Stated exercise:
Gather all lines from the material that contain "components".

Material:
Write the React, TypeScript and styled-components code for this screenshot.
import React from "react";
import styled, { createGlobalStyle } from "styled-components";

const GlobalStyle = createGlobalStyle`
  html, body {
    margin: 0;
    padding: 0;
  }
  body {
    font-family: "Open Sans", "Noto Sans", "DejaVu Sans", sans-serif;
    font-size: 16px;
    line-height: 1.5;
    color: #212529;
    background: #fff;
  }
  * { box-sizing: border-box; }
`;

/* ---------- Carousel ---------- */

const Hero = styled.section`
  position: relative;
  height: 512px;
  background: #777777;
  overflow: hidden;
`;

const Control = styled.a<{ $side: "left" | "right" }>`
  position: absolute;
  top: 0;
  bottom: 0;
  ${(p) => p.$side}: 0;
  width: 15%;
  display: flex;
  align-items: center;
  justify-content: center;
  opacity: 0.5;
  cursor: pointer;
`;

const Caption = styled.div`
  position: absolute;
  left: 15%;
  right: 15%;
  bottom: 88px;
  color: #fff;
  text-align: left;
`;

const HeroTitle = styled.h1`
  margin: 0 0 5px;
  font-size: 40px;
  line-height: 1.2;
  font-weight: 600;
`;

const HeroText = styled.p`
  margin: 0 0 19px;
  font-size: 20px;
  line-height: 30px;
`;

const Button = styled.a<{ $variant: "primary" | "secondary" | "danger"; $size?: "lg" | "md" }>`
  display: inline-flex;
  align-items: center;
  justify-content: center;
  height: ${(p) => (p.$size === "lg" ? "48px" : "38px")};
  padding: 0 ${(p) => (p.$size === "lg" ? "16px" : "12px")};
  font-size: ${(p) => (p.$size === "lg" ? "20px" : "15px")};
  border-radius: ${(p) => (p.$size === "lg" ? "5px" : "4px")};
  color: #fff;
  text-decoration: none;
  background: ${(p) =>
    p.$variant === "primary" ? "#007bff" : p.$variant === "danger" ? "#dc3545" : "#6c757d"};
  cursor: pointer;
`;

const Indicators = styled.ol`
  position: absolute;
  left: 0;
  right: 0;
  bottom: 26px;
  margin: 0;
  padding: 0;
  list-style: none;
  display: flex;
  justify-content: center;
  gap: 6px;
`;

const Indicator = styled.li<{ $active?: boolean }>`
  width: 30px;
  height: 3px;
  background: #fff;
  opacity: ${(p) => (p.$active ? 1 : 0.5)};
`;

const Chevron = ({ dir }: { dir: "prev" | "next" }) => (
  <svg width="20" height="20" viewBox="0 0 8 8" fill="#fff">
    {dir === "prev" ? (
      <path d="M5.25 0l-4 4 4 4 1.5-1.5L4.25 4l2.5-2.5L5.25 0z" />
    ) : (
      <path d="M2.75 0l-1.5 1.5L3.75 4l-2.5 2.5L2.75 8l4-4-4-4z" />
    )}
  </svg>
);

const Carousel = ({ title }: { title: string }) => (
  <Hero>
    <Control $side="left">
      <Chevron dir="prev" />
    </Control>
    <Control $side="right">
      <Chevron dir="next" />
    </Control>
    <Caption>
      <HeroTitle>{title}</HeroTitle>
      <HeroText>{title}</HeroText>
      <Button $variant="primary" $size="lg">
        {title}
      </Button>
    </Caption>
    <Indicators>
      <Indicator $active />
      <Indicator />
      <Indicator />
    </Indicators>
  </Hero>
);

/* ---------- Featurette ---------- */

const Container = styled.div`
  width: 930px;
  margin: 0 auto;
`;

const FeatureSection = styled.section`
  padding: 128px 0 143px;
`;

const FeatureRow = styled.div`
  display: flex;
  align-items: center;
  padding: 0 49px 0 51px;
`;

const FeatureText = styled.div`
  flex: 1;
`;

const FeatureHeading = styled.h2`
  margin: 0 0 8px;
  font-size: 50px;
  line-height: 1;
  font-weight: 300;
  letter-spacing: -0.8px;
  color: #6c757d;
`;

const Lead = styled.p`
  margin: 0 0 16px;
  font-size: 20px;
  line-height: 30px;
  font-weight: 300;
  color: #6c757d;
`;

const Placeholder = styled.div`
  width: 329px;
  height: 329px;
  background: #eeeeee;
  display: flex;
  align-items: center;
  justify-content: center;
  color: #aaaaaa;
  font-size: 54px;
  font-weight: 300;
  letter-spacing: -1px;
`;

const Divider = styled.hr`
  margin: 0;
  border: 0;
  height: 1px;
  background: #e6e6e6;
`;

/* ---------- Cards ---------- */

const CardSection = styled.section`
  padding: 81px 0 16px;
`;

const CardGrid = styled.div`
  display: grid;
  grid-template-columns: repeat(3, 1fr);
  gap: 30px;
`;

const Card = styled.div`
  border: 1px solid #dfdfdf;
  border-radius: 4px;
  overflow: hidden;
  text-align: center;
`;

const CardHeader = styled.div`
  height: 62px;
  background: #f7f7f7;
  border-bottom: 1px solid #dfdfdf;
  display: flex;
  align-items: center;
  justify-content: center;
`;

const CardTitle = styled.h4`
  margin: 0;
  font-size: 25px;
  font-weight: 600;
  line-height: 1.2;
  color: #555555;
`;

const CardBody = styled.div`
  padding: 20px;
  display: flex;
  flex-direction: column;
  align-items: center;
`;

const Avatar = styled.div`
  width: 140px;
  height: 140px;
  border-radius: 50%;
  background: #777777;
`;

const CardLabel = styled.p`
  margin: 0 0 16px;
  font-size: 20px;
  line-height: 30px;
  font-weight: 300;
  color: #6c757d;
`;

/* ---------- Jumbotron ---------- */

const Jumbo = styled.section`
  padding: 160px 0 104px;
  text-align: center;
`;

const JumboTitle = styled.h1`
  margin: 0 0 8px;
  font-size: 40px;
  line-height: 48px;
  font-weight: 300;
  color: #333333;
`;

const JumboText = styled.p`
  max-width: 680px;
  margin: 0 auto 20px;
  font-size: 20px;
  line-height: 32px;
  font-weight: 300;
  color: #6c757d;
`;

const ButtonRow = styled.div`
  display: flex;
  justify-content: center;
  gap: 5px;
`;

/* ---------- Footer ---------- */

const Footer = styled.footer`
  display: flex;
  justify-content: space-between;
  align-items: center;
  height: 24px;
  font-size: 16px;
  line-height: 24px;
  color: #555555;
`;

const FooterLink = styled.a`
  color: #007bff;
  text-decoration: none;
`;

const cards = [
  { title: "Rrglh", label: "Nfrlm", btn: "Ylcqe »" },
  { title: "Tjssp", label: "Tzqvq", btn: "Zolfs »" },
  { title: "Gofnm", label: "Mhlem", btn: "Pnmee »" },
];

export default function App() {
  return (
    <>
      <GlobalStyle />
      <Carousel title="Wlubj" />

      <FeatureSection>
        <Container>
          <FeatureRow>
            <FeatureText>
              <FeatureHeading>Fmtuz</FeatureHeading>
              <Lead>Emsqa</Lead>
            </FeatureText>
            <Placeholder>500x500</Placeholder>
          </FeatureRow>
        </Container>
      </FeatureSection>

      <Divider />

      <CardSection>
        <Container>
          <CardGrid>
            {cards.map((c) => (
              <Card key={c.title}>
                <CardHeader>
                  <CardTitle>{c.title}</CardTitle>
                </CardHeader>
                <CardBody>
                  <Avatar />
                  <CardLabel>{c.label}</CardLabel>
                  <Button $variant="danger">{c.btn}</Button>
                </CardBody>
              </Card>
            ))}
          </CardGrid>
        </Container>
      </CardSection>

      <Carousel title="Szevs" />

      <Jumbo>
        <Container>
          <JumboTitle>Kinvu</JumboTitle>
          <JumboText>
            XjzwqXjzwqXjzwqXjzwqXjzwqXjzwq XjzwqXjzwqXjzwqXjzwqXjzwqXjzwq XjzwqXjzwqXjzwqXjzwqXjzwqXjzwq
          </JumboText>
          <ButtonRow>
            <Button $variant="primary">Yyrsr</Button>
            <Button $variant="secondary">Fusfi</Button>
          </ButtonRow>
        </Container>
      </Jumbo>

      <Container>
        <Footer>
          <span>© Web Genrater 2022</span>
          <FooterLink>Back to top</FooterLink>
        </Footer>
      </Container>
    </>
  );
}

Response for this exercise:
Write the React, TypeScript and styled-components code for this screenshot.
import styled, { createGlobalStyle } from "styled-components";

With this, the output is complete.